Directions for this task: Show only lines that include "index".

Information shown:

◆ ◆ ◆

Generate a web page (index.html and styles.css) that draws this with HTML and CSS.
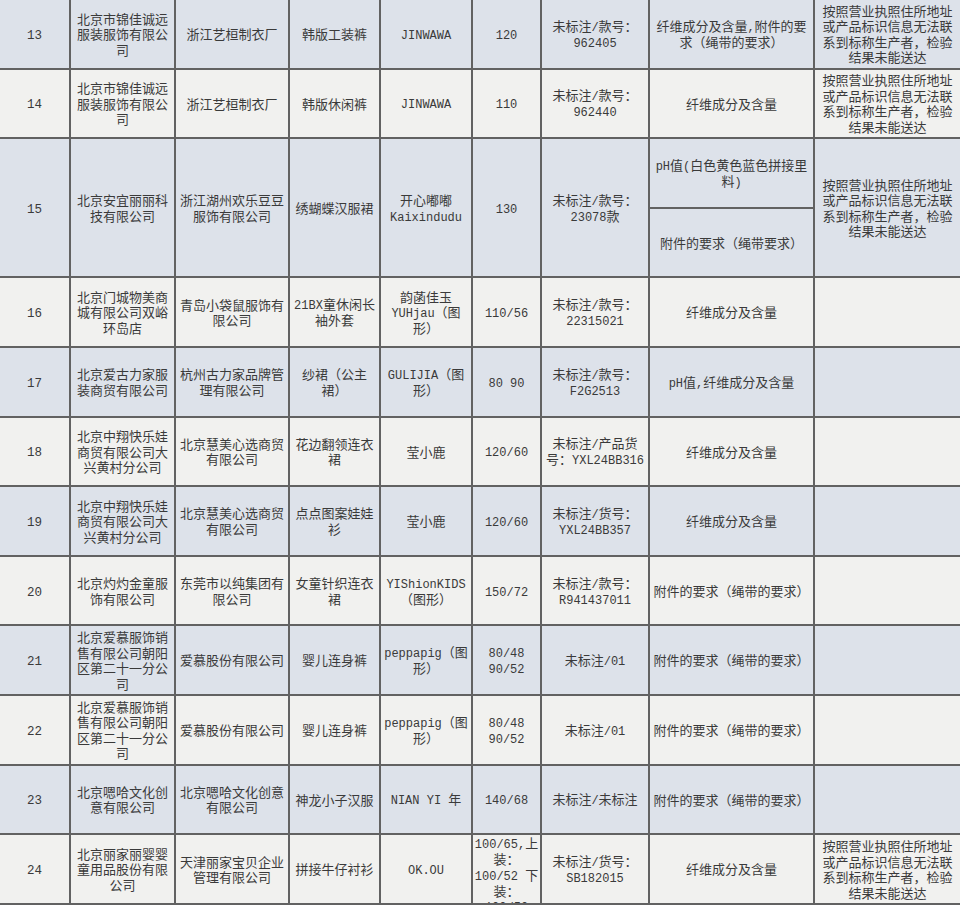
FILE: index.html
```html
<!DOCTYPE html>
<html lang="zh-CN">
<head>
<meta charset="utf-8">
<title>抽查结果</title>
<link rel="stylesheet" href="styles.css">
</head>
<body>
<table class="grid">
<colgroup>
<col class="c1"><col class="c2"><col class="c3"><col class="c4"><col class="c5"><col class="c6"><col class="c7"><col class="c8"><col class="c9">
</colgroup>
<tbody>
<tr class="blue">
<td class="num"><span class="l">13</span></td>
<td>北京市锦佳诚远<br>服装服饰有限公<br>司</td>
<td>浙江艺桓制衣厂</td>
<td>韩版工装裤</td>
<td><span class="l">JINWAWA</span></td>
<td><span class="l">120</span></td>
<td>未标注<span class="l">/</span>款号：<br><span class="l">962405</span></td>
<td>纤维成分及含量<span class="l">,</span>附件的要<br>求（绳带的要求）</td>
<td class="last">按照营业执照住所地址<br>或产品标识信息无法联<br>系到标称生产者，检验<br>结果未能送达</td>
</tr>
<tr class="white">
<td class="num"><span class="l">14</span></td>
<td>北京市锦佳诚远<br>服装服饰有限公<br>司</td>
<td>浙江艺桓制衣厂</td>
<td>韩版休闲裤</td>
<td><span class="l">JINWAWA</span></td>
<td><span class="l">110</span></td>
<td>未标注<span class="l">/</span>款号：<br><span class="l">962440</span></td>
<td>纤维成分及含量</td>
<td class="last">按照营业执照住所地址<br>或产品标识信息无法联<br>系到标称生产者，检验<br>结果未能送达</td>
</tr>
<tr class="blue">
<td class="num" rowspan="2"><span class="l">15</span></td>
<td rowspan="2">北京安宜丽丽科<br>技有限公司</td>
<td rowspan="2">浙江湖州欢乐豆豆<br>服饰有限公司</td>
<td rowspan="2">绣蝴蝶汉服裙</td>
<td rowspan="2">开心嘟嘟<br><span class="l">Kaixindudu</span></td>
<td rowspan="2"><span class="l">130</span></td>
<td rowspan="2">未标注<span class="l">/</span>款号：<br><span class="l">23078</span>款</td>
<td><span class="l">pH</span>值<span class="l">(</span>白色黄色蓝色拼接里<br>料<span class="l">)</span></td>
<td class="last" rowspan="2">按照营业执照住所地址<br>或产品标识信息无法联<br>系到标称生产者，检验<br>结果未能送达</td>
</tr>
<tr class="blue">
<td>附件的要求（绳带要求）</td>
</tr>
<tr class="white">
<td class="num"><span class="l">16</span></td>
<td>北京门城物美商<br>城有限公司双峪<br>环岛店</td>
<td>青岛小袋鼠服饰有<br>限公司</td>
<td><span class="l">21BX</span>童休闲长<br>袖外套</td>
<td>韵菡佳玉<br><span class="l">YUHjau</span>（图<br>形）</td>
<td><span class="l">110/56</span></td>
<td>未标注<span class="l">/</span>款号：<br><span class="l">22315021</span></td>
<td>纤维成分及含量</td>
<td class="last"></td>
</tr>
<tr class="blue">
<td class="num"><span class="l">17</span></td>
<td>北京爱古力家服<br>装商贸有限公司</td>
<td>杭州古力家品牌管<br>理有限公司</td>
<td>纱裙（公主<br>裙）</td>
<td><span class="l">GULIJIA</span>（图<br>形）</td>
<td><span class="l">80 90</span></td>
<td>未标注<span class="l">/</span>款号：<br><span class="l">F2G2513</span></td>
<td><span class="l">pH</span>值<span class="l">,</span>纤维成分及含量</td>
<td class="last"></td>
</tr>
<tr class="white">
<td class="num"><span class="l">18</span></td>
<td>北京中翔快乐娃<br>商贸有限公司大<br>兴黄村分公司</td>
<td>北京慧美心选商贸<br>有限公司</td>
<td>花边翻领连衣<br>裙</td>
<td>莹小鹿</td>
<td><span class="l">120/60</span></td>
<td>未标注<span class="l">/</span>产品货<br>号：<span class="l">YXL24BB316</span></td>
<td>纤维成分及含量</td>
<td class="last"></td>
</tr>
<tr class="blue">
<td class="num"><span class="l">19</span></td>
<td>北京中翔快乐娃<br>商贸有限公司大<br>兴黄村分公司</td>
<td>北京慧美心选商贸<br>有限公司</td>
<td>点点图案娃娃<br>衫</td>
<td>莹小鹿</td>
<td><span class="l">120/60</span></td>
<td>未标注<span class="l">/</span>货号：<br><span class="l">YXL24BB357</span></td>
<td>纤维成分及含量</td>
<td class="last"></td>
</tr>
<tr class="white">
<td class="num"><span class="l">20</span></td>
<td>北京灼灼金童服<br>饰有限公司</td>
<td>东莞市以纯集团有<br>限公司</td>
<td>女童针织连衣<br>裙</td>
<td><span class="l">YIShionKIDS</span><br>（图形）</td>
<td><span class="l">150/72</span></td>
<td>未标注<span class="l">/</span>款号：<br><span class="l">R941437011</span></td>
<td>附件的要求（绳带的要求）</td>
<td class="last"></td>
</tr>
<tr class="blue">
<td class="num"><span class="l">21</span></td>
<td>北京爱慕服饰销<br>售有限公司朝阳<br>区第二十一分公<br>司</td>
<td>爱慕股份有限公司</td>
<td>婴儿连身裤</td>
<td><span class="l">peppapig</span>（图<br>形）</td>
<td><span class="l">80/48<br>90/52</span></td>
<td>未标注<span class="l">/01</span></td>
<td>附件的要求（绳带的要求）</td>
<td class="last"></td>
</tr>
<tr class="white">
<td class="num"><span class="l">22</span></td>
<td>北京爱慕服饰销<br>售有限公司朝阳<br>区第二十一分公<br>司</td>
<td>爱慕股份有限公司</td>
<td>婴儿连身裤</td>
<td><span class="l">peppapig</span>（图<br>形）</td>
<td><span class="l">80/48<br>90/52</span></td>
<td>未标注<span class="l">/01</span></td>
<td>附件的要求（绳带的要求）</td>
<td class="last"></td>
</tr>
<tr class="blue">
<td class="num"><span class="l">23</span></td>
<td>北京嗯哈文化创<br>意有限公司</td>
<td>北京嗯哈文化创意<br>有限公司</td>
<td>神龙小子汉服</td>
<td><span class="l">NIAN YI </span>年</td>
<td><span class="l">140/68</span></td>
<td>未标注<span class="l">/</span>未标注</td>
<td>附件的要求（绳带的要求）</td>
<td class="last"></td>
</tr>
<tr class="white">
<td class="num"><span class="l">24</span></td>
<td>北京丽家丽婴婴<br>童用品股份有限<br>公司</td>
<td>天津丽家宝贝企业<br>管理有限公司</td>
<td>拼接牛仔衬衫</td>
<td><span class="l">OK.OU</span></td>
<td class="top"><div class="clip"><span class="l">100/65,</span>上<br>装：<br><span class="l">100/52 </span>下<br>装：<br><span class="l">100/50</span></div></td>
<td>未标注<span class="l">/</span>货号：<br><span class="l">SB182015</span></td>
<td>纤维成分及含量</td>
<td class="last">按照营业执照住所地址<br>或产品标识信息无法联<br>系到标称生产者，检验<br>结果未能送达</td>
</tr>
</tbody>
</table>
</body>
</html>
```
FILE: styles.css
```css
html, body {
  margin: 0;
  padding: 0;
  background: #f1f1ef;
}
body {
  width: 960px;
  height: 905px;
  overflow: hidden;
}
.grid {
  width: 960px;
  table-layout: fixed;
  border-collapse: collapse;
  font-family: "Noto Sans CJK SC", "Liberation Sans", sans-serif;
  font-size: 13px;
  line-height: 15.5px;
  color: #3a3a3a;
}
.c1 { width: 70px; }
.c2 { width: 105px; }
.c3 { width: 114px; }
.c4 { width: 91px; }
.c5 { width: 92px; }
.c6 { width: 69px; }
.c7 { width: 108px; }
.c8 { width: 165px; }
.c9 { width: 146px; }
.grid td {
  height: 67.6px;
  padding: 0 1px;
  border: 2px solid #626262;
  text-align: center;
  vertical-align: middle;
  white-space: nowrap;
  overflow: hidden;
}
.grid tr:first-child td { border-top: none; }
.grid td.num { border-left: none; }
.grid td.last { border-right: none; }
.blue td { background: #dde2ea; }
.white td { background: #f1f1ef; }
.l {
  font-family: "Liberation Mono", monospace;
  font-size: 12px;
  line-height: 12px;
}
.num .l {
  font-size: 12.5px;
}
.grid td.top {
  vertical-align: top;
}
.clip {
  height: 68px;
  overflow: hidden;
}
```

◆ ◆ ◆

Finished exercise:
Generate a web page (index.html and styles.css) that draws this with HTML and CSS.
FILE: index.html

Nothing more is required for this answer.